On Fri, 16 Dec 2011, Eric Dumazet wrote:

> Le vendredi 16 décembre 2011 à 11:29 -0600, Christoph Lameter a écrit :
>
> > I have some latency critical processes here and I wish I could get
> > networking in general off the processor where the latency sensitive stuff
> > is running should that process decide to do some calls that cause network
> > I/O.
> >
> > Traditional networking is a slow process these days.
>
>
> Most of the slow process is in the process scheduler actually and cache
> line misses in large TCP structures, but also in many layers (Qdisc...),
> not counting icache footprint.
>
> We slowly improve things, but its always a tradeoff (did I said code
> bloat ?)
>
> If you have dedicated network thread(s) in your application, bound to
> the right cpu(s), then all network stack can be run on the cpus you
> decide [ Also needs using correct irq affinities for the NIC interrupts]
>
> This means your latency critical threads should delegate their network
> IO (like disk IO) to other threads, _and_ avoid being blocked in
> scheduler land.

Right. So why can the OS not do this? If I do read/write via a socket then
do the usual processing as much as possible on the current cpu. Never
schedule any operations later on this cpu. Run scheduled tasks only on the
cpus that are allowed to be used for network stuff.
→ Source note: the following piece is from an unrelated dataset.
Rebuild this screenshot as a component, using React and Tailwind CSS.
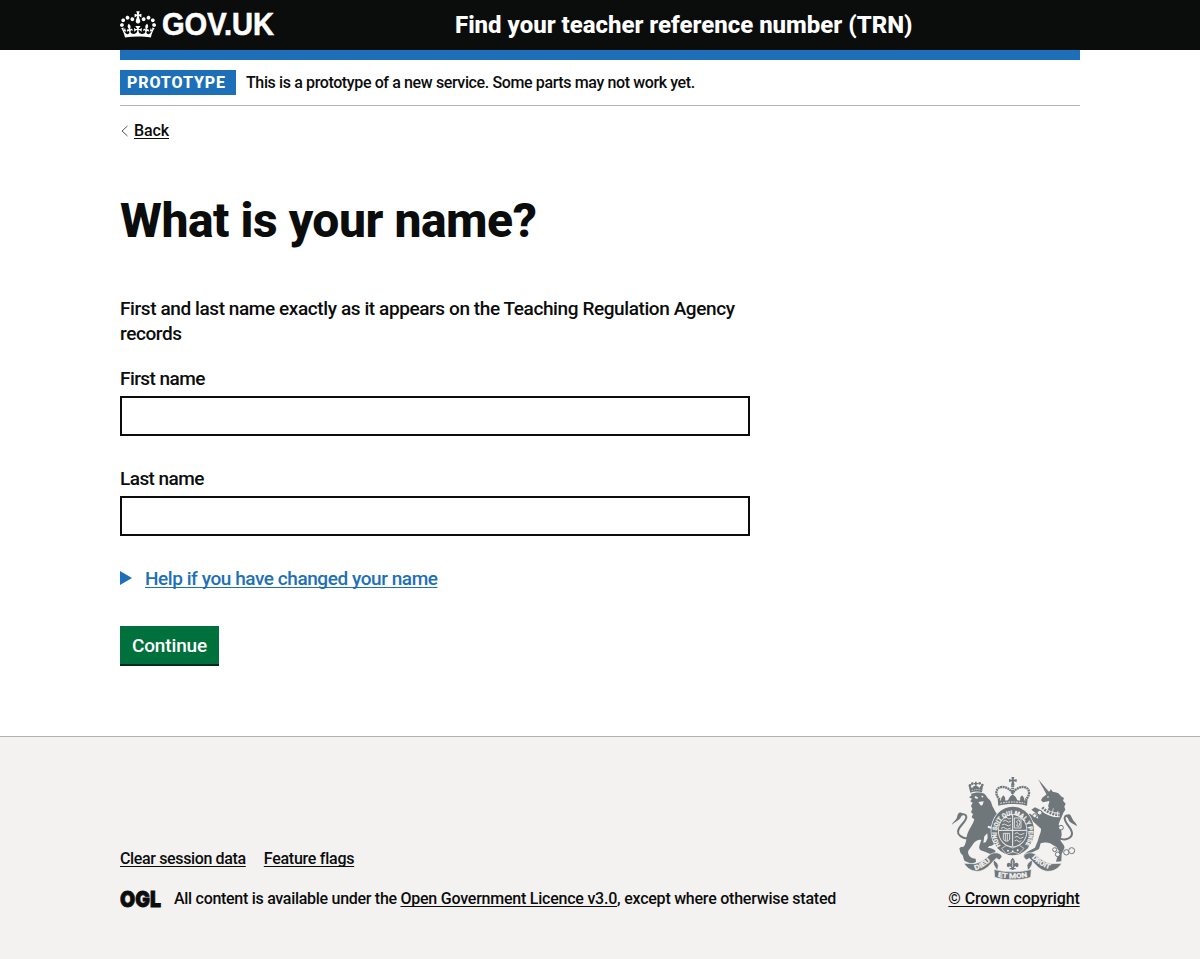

> Given the nature of socket api, I am not sure adding a layer to
> transparently delegate network IO to a pool of dedicated cpus would be a
> win.

The problem is that the socket layer is drag for low latency apps. They
only use the socket api in non latency critical sections. If an action in
a non latency critical section causes the processor to be interrupted
later in a latency critical section then this is not good.